## START Data shown
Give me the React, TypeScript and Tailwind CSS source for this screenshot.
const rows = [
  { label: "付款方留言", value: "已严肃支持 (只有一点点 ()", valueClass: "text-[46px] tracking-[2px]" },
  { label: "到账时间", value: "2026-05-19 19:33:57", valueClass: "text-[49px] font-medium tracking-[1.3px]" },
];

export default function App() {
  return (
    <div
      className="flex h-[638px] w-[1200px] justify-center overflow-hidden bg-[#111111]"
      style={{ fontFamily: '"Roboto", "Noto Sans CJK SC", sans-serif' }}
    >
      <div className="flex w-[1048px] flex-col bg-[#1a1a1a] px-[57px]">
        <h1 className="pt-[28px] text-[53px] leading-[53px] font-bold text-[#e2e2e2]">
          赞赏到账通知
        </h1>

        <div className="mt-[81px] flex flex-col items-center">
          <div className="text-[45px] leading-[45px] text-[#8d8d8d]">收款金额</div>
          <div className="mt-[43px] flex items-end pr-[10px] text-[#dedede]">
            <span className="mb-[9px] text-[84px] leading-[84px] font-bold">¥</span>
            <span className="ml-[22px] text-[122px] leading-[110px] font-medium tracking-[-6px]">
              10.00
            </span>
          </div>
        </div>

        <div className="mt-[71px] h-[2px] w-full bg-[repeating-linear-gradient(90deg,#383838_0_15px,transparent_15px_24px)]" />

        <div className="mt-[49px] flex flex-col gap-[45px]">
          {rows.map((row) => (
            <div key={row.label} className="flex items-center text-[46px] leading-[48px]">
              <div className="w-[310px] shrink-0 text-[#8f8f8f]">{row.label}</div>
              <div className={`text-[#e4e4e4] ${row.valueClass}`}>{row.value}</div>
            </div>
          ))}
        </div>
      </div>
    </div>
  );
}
## END Data shown
Without changing a word, restate the whole listing.

Give me the React, TypeScript and Tailwind CSS source for this screenshot.
const rows = [
  { label: "付款方留言", value: "已严肃支持 (只有一点点 ()", valueClass: "text-[46px] tracking-[2px]" },
  { label: "到账时间", value: "2026-05-19 19:33:57", valueClass: "text-[49px] font-medium tracking-[1.3px]" },
];

export default function App() {
  return (
    <div
      className="flex h-[638px] w-[1200px] justify-center overflow-hidden bg-[#111111]"
      style={{ fontFamily: '"Roboto", "Noto Sans CJK SC", sans-serif' }}
    >
      <div className="flex w-[1048px] flex-col bg-[#1a1a1a] px-[57px]">
        <h1 className="pt-[28px] text-[53px] leading-[53px] font-bold text-[#e2e2e2]">
          赞赏到账通知
        </h1>

        <div className="mt-[81px] flex flex-col items-center">
          <div className="text-[45px] leading-[45px] text-[#8d8d8d]">收款金额</div>
          <div className="mt-[43px] flex items-end pr-[10px] text-[#dedede]">
            <span className="mb-[9px] text-[84px] leading-[84px] font-bold">¥</span>
            <span className="ml-[22px] text-[122px] leading-[110px] font-medium tracking-[-6px]">
              10.00
            </span>
          </div>
        </div>

        <div className="mt-[71px] h-[2px] w-full bg-[repeating-linear-gradient(90deg,#383838_0_15px,transparent_15px_24px)]" />

        <div className="mt-[49px] flex flex-col gap-[45px]">
          {rows.map((row) => (
            <div key={row.label} className="flex items-center text-[46px] leading-[48px]">
              <div className="w-[310px] shrink-0 text-[#8f8f8f]">{row.label}</div>
              <div className={`text-[#e4e4e4] ${row.valueClass}`}>{row.value}</div>
            </div>
          ))}
        </div>
      </div>
    </div>
  );
}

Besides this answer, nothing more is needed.